# The exercise
Show all lines from the data that include the word "this".

# Supplied records

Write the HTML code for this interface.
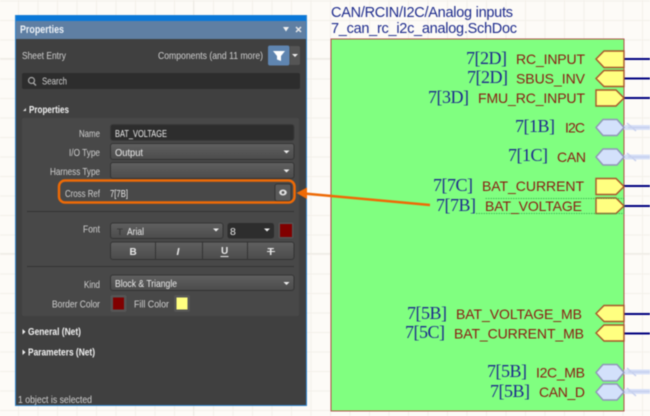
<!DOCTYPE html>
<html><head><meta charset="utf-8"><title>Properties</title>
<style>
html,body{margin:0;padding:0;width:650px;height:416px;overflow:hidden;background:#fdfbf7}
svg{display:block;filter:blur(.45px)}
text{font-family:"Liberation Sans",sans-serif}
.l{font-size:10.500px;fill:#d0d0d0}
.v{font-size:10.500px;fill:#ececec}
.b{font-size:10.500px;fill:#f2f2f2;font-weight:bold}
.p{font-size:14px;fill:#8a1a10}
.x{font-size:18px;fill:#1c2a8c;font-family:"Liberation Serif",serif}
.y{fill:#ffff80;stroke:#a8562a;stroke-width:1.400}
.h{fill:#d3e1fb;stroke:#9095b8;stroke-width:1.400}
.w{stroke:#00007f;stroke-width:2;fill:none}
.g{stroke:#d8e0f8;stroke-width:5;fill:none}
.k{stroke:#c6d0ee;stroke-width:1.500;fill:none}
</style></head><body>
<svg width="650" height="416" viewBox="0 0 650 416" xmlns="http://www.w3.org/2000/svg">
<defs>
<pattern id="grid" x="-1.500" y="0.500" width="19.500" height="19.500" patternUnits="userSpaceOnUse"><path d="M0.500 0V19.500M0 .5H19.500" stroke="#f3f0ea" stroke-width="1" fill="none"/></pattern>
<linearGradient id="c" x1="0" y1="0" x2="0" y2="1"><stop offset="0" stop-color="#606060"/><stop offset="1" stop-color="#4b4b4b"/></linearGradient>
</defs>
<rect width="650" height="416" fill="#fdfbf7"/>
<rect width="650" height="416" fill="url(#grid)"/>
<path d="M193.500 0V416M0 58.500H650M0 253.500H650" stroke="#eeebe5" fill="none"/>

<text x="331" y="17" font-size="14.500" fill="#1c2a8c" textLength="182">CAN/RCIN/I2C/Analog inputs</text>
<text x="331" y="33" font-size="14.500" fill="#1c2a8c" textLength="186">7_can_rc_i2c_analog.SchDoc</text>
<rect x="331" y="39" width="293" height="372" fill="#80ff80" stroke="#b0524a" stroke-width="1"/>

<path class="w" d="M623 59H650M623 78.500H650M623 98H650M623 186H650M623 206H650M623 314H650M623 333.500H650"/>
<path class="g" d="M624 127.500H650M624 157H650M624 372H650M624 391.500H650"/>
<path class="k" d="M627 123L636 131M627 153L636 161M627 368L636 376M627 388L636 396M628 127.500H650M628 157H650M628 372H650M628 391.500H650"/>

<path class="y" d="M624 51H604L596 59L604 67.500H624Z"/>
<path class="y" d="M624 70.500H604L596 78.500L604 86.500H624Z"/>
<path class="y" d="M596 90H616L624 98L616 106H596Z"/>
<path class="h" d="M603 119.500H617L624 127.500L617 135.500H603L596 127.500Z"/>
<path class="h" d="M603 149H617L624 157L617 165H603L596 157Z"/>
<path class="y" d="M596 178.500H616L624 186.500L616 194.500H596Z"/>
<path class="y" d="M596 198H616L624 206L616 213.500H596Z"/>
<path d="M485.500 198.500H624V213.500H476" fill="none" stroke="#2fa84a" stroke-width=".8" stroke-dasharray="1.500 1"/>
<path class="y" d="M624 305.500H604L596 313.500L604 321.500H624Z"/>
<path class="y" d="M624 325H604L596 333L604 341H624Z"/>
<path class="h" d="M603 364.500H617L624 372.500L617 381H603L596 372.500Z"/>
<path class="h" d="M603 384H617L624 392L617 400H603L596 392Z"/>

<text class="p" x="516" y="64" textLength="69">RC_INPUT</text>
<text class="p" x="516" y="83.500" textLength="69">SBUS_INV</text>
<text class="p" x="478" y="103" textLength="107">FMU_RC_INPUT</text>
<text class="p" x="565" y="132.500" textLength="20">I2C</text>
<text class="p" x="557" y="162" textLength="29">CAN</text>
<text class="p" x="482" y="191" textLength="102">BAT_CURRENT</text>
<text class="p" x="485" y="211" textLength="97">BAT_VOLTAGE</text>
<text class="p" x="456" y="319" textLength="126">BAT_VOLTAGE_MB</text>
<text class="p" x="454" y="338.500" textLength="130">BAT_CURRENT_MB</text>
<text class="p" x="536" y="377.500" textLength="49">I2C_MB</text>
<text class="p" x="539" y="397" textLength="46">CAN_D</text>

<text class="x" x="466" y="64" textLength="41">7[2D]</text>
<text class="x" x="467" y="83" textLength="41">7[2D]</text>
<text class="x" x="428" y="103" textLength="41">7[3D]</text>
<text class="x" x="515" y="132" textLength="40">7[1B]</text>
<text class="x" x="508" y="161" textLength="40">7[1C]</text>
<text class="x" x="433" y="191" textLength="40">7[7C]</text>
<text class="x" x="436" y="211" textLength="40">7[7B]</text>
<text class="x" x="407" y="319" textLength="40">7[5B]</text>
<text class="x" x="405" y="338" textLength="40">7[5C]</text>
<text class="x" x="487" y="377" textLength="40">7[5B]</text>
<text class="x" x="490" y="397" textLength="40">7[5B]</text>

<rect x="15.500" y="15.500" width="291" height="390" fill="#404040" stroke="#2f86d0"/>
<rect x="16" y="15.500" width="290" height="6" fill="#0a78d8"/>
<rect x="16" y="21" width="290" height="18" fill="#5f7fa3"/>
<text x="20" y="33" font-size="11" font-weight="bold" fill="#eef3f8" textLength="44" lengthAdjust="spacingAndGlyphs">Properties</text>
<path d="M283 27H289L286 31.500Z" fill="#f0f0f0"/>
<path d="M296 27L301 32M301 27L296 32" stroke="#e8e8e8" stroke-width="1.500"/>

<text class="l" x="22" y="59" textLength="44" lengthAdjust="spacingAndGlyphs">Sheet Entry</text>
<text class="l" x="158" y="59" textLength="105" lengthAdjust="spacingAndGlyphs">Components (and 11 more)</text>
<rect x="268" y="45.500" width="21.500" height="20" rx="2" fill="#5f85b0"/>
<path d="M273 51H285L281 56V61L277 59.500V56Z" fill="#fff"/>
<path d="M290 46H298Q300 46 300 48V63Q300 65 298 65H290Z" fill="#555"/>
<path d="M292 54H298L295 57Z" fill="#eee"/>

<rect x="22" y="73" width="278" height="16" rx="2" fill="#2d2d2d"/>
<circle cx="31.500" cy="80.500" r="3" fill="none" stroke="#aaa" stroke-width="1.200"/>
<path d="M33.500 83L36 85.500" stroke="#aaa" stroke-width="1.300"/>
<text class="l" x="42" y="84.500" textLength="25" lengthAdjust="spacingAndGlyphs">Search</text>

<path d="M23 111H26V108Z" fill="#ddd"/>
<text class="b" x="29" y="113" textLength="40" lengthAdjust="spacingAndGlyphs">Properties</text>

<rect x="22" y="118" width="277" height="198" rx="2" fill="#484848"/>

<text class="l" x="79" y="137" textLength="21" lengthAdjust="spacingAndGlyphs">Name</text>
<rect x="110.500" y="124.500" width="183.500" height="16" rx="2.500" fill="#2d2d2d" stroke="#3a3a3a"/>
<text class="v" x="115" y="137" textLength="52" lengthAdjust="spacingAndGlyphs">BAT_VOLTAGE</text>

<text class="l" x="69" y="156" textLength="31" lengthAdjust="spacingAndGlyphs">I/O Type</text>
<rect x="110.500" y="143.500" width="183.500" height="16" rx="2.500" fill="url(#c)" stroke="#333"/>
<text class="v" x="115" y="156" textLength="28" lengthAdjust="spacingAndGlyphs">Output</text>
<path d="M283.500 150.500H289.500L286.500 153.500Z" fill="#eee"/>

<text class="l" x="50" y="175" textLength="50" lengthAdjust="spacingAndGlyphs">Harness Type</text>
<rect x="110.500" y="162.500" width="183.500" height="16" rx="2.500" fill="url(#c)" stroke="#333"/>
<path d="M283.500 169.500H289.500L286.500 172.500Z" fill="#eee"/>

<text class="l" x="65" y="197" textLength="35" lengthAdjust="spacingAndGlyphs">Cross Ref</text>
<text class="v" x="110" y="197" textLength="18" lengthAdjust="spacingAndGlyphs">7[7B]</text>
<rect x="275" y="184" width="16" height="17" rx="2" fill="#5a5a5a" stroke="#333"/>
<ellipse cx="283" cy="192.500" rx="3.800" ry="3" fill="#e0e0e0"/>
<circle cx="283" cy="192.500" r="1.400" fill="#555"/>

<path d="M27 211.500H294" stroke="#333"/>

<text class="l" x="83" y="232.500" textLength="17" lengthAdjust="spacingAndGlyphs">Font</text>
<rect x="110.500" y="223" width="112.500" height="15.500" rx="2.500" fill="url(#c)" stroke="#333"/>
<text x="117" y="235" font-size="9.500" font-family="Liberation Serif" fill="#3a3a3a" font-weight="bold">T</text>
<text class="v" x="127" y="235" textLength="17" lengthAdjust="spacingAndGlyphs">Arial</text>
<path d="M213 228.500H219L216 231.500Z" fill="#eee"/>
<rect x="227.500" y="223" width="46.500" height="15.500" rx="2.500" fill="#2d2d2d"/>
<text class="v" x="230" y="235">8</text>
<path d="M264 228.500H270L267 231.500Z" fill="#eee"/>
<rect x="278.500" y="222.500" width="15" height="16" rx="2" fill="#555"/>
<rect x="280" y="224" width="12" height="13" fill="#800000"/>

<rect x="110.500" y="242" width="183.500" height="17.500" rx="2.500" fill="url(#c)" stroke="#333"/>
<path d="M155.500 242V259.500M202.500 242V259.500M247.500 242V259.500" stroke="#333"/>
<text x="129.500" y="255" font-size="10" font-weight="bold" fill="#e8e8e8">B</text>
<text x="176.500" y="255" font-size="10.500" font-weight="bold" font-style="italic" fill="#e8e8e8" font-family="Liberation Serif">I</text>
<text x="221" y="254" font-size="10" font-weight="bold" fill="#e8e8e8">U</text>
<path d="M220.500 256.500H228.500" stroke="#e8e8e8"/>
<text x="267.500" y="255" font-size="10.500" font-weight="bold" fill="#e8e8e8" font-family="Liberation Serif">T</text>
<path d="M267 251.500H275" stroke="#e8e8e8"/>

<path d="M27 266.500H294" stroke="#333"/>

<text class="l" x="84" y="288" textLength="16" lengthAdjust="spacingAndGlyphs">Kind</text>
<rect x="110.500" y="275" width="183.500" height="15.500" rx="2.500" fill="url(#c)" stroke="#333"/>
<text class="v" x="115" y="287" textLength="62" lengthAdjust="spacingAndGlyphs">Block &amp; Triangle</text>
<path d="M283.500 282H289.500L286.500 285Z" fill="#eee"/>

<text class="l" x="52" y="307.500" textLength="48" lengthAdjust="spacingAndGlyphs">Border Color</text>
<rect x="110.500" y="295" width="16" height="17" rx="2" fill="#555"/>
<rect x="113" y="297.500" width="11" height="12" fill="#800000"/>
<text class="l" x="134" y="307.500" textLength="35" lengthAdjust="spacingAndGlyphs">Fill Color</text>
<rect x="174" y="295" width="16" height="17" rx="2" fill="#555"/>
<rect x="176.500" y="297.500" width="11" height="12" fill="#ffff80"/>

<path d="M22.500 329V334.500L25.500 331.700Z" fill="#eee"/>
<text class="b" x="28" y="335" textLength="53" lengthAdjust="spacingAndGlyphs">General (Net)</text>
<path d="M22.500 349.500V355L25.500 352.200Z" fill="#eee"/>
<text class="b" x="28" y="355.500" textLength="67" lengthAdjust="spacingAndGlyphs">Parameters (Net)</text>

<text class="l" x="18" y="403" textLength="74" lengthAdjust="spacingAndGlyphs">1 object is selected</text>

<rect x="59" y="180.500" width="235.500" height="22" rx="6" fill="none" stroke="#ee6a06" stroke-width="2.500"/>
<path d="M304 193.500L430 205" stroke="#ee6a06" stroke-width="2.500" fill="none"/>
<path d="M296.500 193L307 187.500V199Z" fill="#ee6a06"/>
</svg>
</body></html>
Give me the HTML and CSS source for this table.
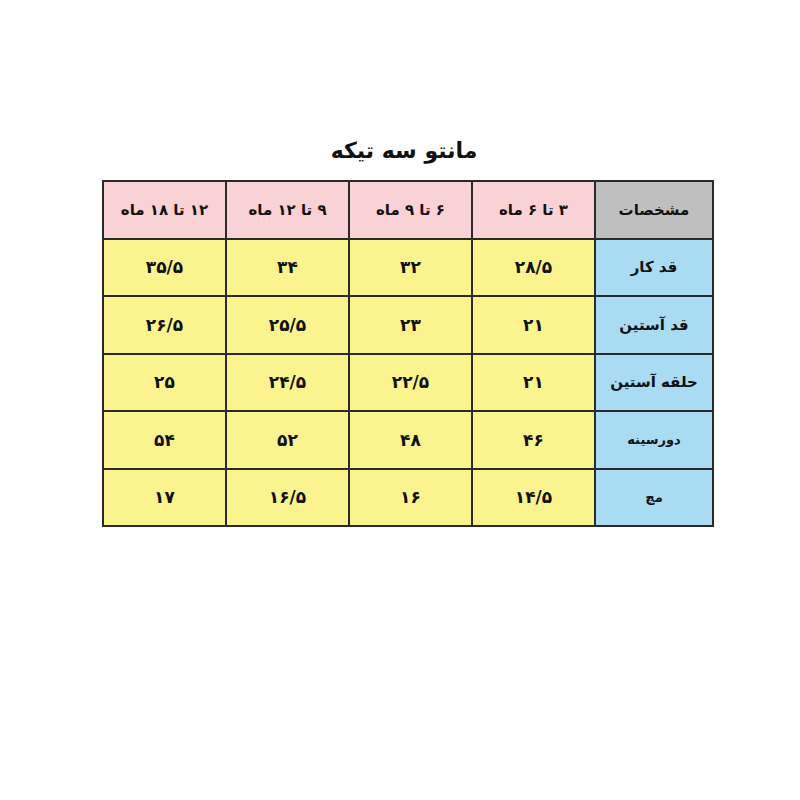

# Correct result
Write the HTML code for this interface.
Give me the HTML and CSS source for this table.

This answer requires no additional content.